まっすぐな、わたしのせかいで

発達障害のわたしが生きている世界を綴ります。

孤独について

誰しもが多かれ少なかれ孤独というものを抱えて日々生きているのだと思いますが、ASDの人々のそれは少し様相が違います。

 なぜなら、他者のことを"心で"理解することができないからです。

人間として生まれて人間社会で生きていかなければならないのに、他者の心や心情を理解できないというのは、「個性」と呼ぶには無理があるもので、わたしはやはり「障害」もしくは「欠落」と感じてしまいます。

そもそも、他者にも気持ちというものがあるということすら知らなかった私は、無自覚に周囲の人びとを不快な気持ちにしてしまってきたようです。家族や恋人からは、わたしの言動が余程ひどいものだったのか、何度も非難されたり否定されたりしてきました。
 
そんなとき、わたしは途方も無い孤独を味わいます。
 
自分は間違ったことを言っていないし、どうしてそれが分かってもらえないのか。
一体なぜわたしばかりがおかしいと言われなきゃいけないのか。

そういったことを延々と、ひとり考え続けます。



人間社会には、「礼儀」や「言葉遣い」をはじめとしたコミュニケーション上のマナーやルールなどが沢山あり、多くの人はそれらを成長と共に無意識のうちに感覚として身に付けていくものなのだと思います。

わたしは人と会話をすることはできるのですが、そういった暗黙の了解やルールが分かっていなかったり相手の心や心情が見えないが故に、人と話をするときは常に暗闇の中を階段を降りていくような状態でコミュニケーションをとることしかできません。

何かの拍子に足を外してしまう恐れがあり、とても危ないです。
わたし自身、強い不安を抱きながら会話をしています。

でもこれでもマシになった方なのです。

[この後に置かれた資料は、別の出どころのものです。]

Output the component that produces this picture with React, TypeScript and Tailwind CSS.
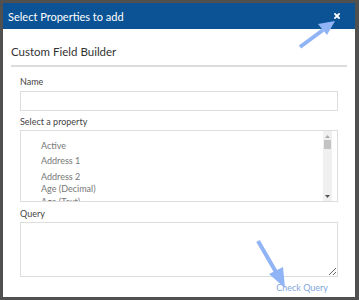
import React from "react";

const options = ["Active", "Address 1", "Address 2", "Age (Decimal)", "Age (Text)"];

export default function App() {
  return (
    <div
      className="relative w-[359px] h-[300px] bg-[#505050] pl-[3px] pt-[3px] pr-[4px] pb-[3px] overflow-hidden"
      style={{ fontFamily: "Lato, 'Open Sans', sans-serif" }}
    >
      <div className="flex flex-col h-full bg-white">
        <div className="h-[26px] bg-[#0b5394] flex items-center justify-between pl-[5px] pr-[15px]">
          <span className="text-white text-[11px] leading-none">Select Properties to add</span>
          <svg width="6" height="6" viewBox="0 0 6 6">
            <path d="M1 1 L5 5 M5 1 L1 5" stroke="#fff" strokeWidth="1.8" strokeLinecap="square" />
          </svg>
        </div>
        <div className="px-[8px]">
          <div className="pt-[16px] pb-[6px] text-[11.5px] leading-[14px] text-[#333]">Custom Field Builder</div>
          <div className="h-[2px] bg-[#dcdcdc]" />
          <div className="px-[9px]">
            <div className="mt-[9px] text-[9px] leading-[11px] text-[#444]">Name</div>
            <div className="mt-[4px] h-[20px] border border-[#ddd]" />
            <div className="mt-[5px] text-[9px] leading-[11px] text-[#444]">Select a property</div>
            <div className="mt-[3px] h-[72px] border border-[#ddd] flex overflow-hidden">
              <div className="flex-1 pl-[20px] pt-[9px] text-[9px] text-[#777] leading-[11px]">
                <div>{options[0]}</div>
                <div className="mt-[4px]">{options[1]}</div>
                <div className="mt-[5px]">{options[2]}</div>
                <div className="mt-[1px]">{options[3]}</div>
                <div className="mt-[2px]">{options[4]}</div>
              </div>
              <div className="w-[9px] mr-[5px] bg-[#f0f0f0] flex flex-col items-center">
                <svg className="mt-[4px]" width="5" height="3" viewBox="0 0 5 3">
                  <path d="M0 3 L2.5 0 L5 3 Z" fill="#aaa" />
                </svg>
                <div className="mt-[2px] w-[7px] h-[9px] bg-[#c3c3c3]" />
                <div className="flex-1" />
                <svg className="mb-[3px]" width="5" height="3" viewBox="0 0 5 3">
                  <path d="M0 0 L5 0 L2.5 3 Z" fill="#555" />
                </svg>
              </div>
            </div>
            <div className="mt-[6px] text-[9px] leading-[11px] text-[#444]">Query</div>
            <textarea className="mt-[3px] block w-full h-[55px] border border-[#ddd] outline-none resize" />
            <div className="mt-[5px] flex justify-end pr-[10px]">
              <span className="text-[9px] leading-[11px] text-[#7fa6dc]">Check Query</span>
            </div>
          </div>
        </div>
      </div>
      <svg className="absolute left-0 top-0 pointer-events-none" width="359" height="300" viewBox="0 0 359 300">
        <line x1="300" y1="47" x2="323" y2="30" stroke="#91b4f6" strokeWidth="4" />
        <path d="M335 21 L318 24 L327 35 Z" fill="#91b4f6" />
        <line x1="258" y1="241" x2="276" y2="272" stroke="#91b4f6" strokeWidth="4" />
        <path d="M285 288 L269 274 L283 267 Z" fill="#91b4f6" />
      </svg>
    </div>
  );
}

子供の頃は、暗闇だろうと関係なくふつうに階段を降りていたのでそこら中怪我だらけでした。
今は、慎重に階段を降りることでなんとか大きな怪我は防ぐことができています。(多分...)


しかし、他者の心が見えず、それによって人と繋がれないというのは言葉にし難いほど孤独なものです。

この孤独というのは物理的なものとは種類が違います。
わたしは、物心がついた時、具体的には4才の頃からずっとこの孤独を抱えてきました。

他人にあまり関心がなくひとりで遊ぶことをとても好むのは今も昔も変わりませんが、それは半ば仕方がないからとっている行動でもあるのです。

他人にまったく興味や関心がない人間なんてこの世にいないと思います。
ただ、人と関わる方法を知らず技能を持ち合わせていないので、諦めるしかないのです。

幼稚園や小学校で同級生達が楽しそうに遊んでいるのをぼんやりと眺めては、わたしは世界の外側の人間だからあそこには入れないんだなと思っては悲しい気持ちになっていました。実際、幼稚園ではわたしが遊びに入るのをピシャリと拒否されたので...(その子の名前はいまだに忘れられません)

わたしは何度も何度も世界の中に入っていくことを試みましたが、まったく上手くいきませんでした。

結局また外側に戻ってきてしまったな、と落ち込んだりもしますが、きっとここがわたしの居場所なのだと思います。


わたしの世界には、人間はいませんが、美しい音楽があります。大小色んな動物がいます。豊かな自然もあります。そして、物語があります。
そこにいる限り、わたしは笑顔でいられます。わたしの全てを受け入れてくれるからです。

明日も明後日も明々後日も、そこでゆっくり一日を過ごします。